Reproduce the listing below in full and without alteration, apart from its pictures.

-*-*-

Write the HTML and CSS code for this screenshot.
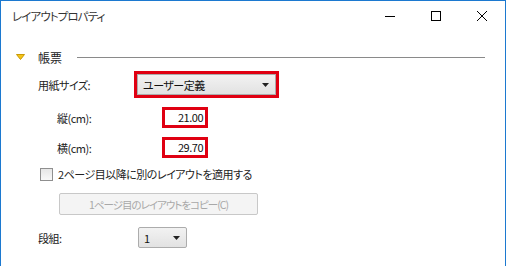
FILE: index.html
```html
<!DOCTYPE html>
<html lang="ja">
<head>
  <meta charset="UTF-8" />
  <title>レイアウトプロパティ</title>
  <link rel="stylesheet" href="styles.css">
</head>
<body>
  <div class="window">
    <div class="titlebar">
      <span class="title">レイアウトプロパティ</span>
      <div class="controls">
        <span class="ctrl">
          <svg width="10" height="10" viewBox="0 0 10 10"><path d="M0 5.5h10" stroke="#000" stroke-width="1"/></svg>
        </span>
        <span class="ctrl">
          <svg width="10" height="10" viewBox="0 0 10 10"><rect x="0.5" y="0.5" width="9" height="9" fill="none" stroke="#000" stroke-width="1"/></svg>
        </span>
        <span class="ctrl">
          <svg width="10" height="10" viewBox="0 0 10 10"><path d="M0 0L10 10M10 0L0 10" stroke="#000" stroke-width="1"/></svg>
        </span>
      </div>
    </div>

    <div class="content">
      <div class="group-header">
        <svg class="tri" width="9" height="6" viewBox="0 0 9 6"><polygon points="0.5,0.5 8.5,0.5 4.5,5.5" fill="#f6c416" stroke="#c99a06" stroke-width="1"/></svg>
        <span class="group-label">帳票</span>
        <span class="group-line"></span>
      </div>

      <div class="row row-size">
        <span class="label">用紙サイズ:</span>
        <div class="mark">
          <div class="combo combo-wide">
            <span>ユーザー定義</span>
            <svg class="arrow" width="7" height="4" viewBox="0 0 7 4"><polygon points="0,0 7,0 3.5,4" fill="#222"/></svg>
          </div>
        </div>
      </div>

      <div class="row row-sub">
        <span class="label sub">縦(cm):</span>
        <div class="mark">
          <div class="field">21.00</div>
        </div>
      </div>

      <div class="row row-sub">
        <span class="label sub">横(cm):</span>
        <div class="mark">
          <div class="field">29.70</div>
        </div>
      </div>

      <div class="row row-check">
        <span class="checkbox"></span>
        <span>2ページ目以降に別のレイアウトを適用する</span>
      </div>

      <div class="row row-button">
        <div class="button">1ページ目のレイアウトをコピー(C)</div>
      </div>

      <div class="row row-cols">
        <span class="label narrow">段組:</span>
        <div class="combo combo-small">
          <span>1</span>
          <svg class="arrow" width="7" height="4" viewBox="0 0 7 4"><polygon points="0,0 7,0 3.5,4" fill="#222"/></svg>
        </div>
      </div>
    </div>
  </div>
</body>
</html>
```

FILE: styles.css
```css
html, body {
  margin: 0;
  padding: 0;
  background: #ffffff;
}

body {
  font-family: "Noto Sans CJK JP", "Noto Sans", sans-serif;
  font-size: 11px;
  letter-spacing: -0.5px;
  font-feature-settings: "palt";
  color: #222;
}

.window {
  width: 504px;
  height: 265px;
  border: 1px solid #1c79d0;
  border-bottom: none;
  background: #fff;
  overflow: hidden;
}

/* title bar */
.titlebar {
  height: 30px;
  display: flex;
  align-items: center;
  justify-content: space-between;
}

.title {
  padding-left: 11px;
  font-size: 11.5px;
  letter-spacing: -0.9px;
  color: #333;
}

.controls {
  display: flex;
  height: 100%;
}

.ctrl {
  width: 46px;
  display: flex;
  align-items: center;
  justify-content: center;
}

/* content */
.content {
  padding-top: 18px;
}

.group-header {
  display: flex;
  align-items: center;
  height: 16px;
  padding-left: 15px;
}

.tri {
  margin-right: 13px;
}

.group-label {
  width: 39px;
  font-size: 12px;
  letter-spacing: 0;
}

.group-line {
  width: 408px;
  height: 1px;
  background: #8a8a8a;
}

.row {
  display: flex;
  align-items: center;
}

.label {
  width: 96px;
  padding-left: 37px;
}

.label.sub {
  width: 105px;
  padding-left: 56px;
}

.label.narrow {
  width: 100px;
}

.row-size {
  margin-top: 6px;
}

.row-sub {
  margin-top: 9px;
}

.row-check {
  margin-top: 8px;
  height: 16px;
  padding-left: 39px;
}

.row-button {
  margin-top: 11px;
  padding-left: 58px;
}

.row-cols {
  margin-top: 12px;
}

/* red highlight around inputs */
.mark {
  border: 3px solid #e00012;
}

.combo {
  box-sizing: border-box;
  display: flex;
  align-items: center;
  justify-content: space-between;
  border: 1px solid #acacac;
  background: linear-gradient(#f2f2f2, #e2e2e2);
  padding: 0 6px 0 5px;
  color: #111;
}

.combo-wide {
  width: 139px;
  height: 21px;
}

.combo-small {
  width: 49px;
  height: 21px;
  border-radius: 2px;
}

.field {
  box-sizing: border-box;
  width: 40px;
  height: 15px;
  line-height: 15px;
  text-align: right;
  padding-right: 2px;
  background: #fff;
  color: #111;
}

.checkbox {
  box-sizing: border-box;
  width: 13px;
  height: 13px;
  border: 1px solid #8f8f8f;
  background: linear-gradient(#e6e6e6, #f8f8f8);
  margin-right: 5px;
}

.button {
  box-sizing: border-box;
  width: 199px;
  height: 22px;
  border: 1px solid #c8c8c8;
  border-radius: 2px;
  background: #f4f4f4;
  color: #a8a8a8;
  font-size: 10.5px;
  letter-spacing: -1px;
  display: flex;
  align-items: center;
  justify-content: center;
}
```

-*-*-

WRITTEN RESPONSE:
Write the HTML and CSS code for this screenshot.
FILE: index.html
```html
<!DOCTYPE html>
<html lang="ja">
<head>
  <meta charset="UTF-8" />
  <title>レイアウトプロパティ</title>
  <link rel="stylesheet" href="styles.css">
</head>
<body>
  <div class="window">
    <div class="titlebar">
      <span class="title">レイアウトプロパティ</span>
      <div class="controls">
        <span class="ctrl">
          <svg width="10" height="10" viewBox="0 0 10 10"><path d="M0 5.5h10" stroke="#000" stroke-width="1"/></svg>
        </span>
        <span class="ctrl">
          <svg width="10" height="10" viewBox="0 0 10 10"><rect x="0.5" y="0.5" width="9" height="9" fill="none" stroke="#000" stroke-width="1"/></svg>
        </span>
        <span class="ctrl">
          <svg width="10" height="10" viewBox="0 0 10 10"><path d="M0 0L10 10M10 0L0 10" stroke="#000" stroke-width="1"/></svg>
        </span>
      </div>
    </div>

    <div class="content">
      <div class="group-header">
        <svg class="tri" width="9" height="6" viewBox="0 0 9 6"><polygon points="0.5,0.5 8.5,0.5 4.5,5.5" fill="#f6c416" stroke="#c99a06" stroke-width="1"/></svg>
        <span class="group-label">帳票</span>
        <span class="group-line"></span>
      </div>

      <div class="row row-size">
        <span class="label">用紙サイズ:</span>
        <div class="mark">
          <div class="combo combo-wide">
            <span>ユーザー定義</span>
            <svg class="arrow" width="7" height="4" viewBox="0 0 7 4"><polygon points="0,0 7,0 3.5,4" fill="#222"/></svg>
          </div>
        </div>
      </div>

      <div class="row row-sub">
        <span class="label sub">縦(cm):</span>
        <div class="mark">
          <div class="field">21.00</div>
        </div>
      </div>

      <div class="row row-sub">
        <span class="label sub">横(cm):</span>
        <div class="mark">
          <div class="field">29.70</div>
        </div>
      </div>

      <div class="row row-check">
        <span class="checkbox"></span>
        <span>2ページ目以降に別のレイアウトを適用する</span>
      </div>

      <div class="row row-button">
        <div class="button">1ページ目のレイアウトをコピー(C)</div>
      </div>

      <div class="row row-cols">
        <span class="label narrow">段組:</span>
        <div class="combo combo-small">
          <span>1</span>
          <svg class="arrow" width="7" height="4" viewBox="0 0 7 4"><polygon points="0,0 7,0 3.5,4" fill="#222"/></svg>
        </div>
      </div>
    </div>
  </div>
</body>
</html>
```

FILE: styles.css
```css
html, body {
  margin: 0;
  padding: 0;
  background: #ffffff;
}

body {
  font-family: "Noto Sans CJK JP", "Noto Sans", sans-serif;
  font-size: 11px;
  letter-spacing: -0.5px;
  font-feature-settings: "palt";
  color: #222;
}

.window {
  width: 504px;
  height: 265px;
  border: 1px solid #1c79d0;
  border-bottom: none;
  background: #fff;
  overflow: hidden;
}

/* title bar */
.titlebar {
  height: 30px;
  display: flex;
  align-items: center;
  justify-content: space-between;
}

.title {
  padding-left: 11px;
  font-size: 11.5px;
  letter-spacing: -0.9px;
  color: #333;
}

.controls {
  display: flex;
  height: 100%;
}

.ctrl {
  width: 46px;
  display: flex;
  align-items: center;
  justify-content: center;
}

/* content */
.content {
  padding-top: 18px;
}

.group-header {
  display: flex;
  align-items: center;
  height: 16px;
  padding-left: 15px;
}

.tri {
  margin-right: 13px;
}

.group-label {
  width: 39px;
  font-size: 12px;
  letter-spacing: 0;
}

.group-line {
  width: 408px;
  height: 1px;
  background: #8a8a8a;
}

.row {
  display: flex;
  align-items: center;
}

.label {
  width: 96px;
  padding-left: 37px;
}

.label.sub {
  width: 105px;
  padding-left: 56px;
}

.label.narrow {
  width: 100px;
}

.row-size {
  margin-top: 6px;
}

.row-sub {
  margin-top: 9px;
}

.row-check {
  margin-top: 8px;
  height: 16px;
  padding-left: 39px;
}

.row-button {
  margin-top: 11px;
  padding-left: 58px;
}

.row-cols {
  margin-top: 12px;
}

/* red highlight around inputs */
.mark {
  border: 3px solid #e00012;
}

.combo {
  box-sizing: border-box;
  display: flex;
  align-items: center;
  justify-content: space-between;
  border: 1px solid #acacac;
  background: linear-gradient(#f2f2f2, #e2e2e2);
  padding: 0 6px 0 5px;
  color: #111;
}

.combo-wide {
  width: 139px;
  height: 21px;
}

.combo-small {
  width: 49px;
  height: 21px;
  border-radius: 2px;
}

.field {
  box-sizing: border-box;
  width: 40px;
  height: 15px;
  line-height: 15px;
  text-align: right;
  padding-right: 2px;
  background: #fff;
  color: #111;
}

.checkbox {
  box-sizing: border-box;
  width: 13px;
  height: 13px;
  border: 1px solid #8f8f8f;
  background: linear-gradient(#e6e6e6, #f8f8f8);
  margin-right: 5px;
}

.button {
  box-sizing: border-box;
  width: 199px;
  height: 22px;
  border: 1px solid #c8c8c8;
  border-radius: 2px;
  background: #f4f4f4;
  color: #a8a8a8;
  font-size: 10.5px;
  letter-spacing: -1px;
  display: flex;
  align-items: center;
  justify-content: center;
}
```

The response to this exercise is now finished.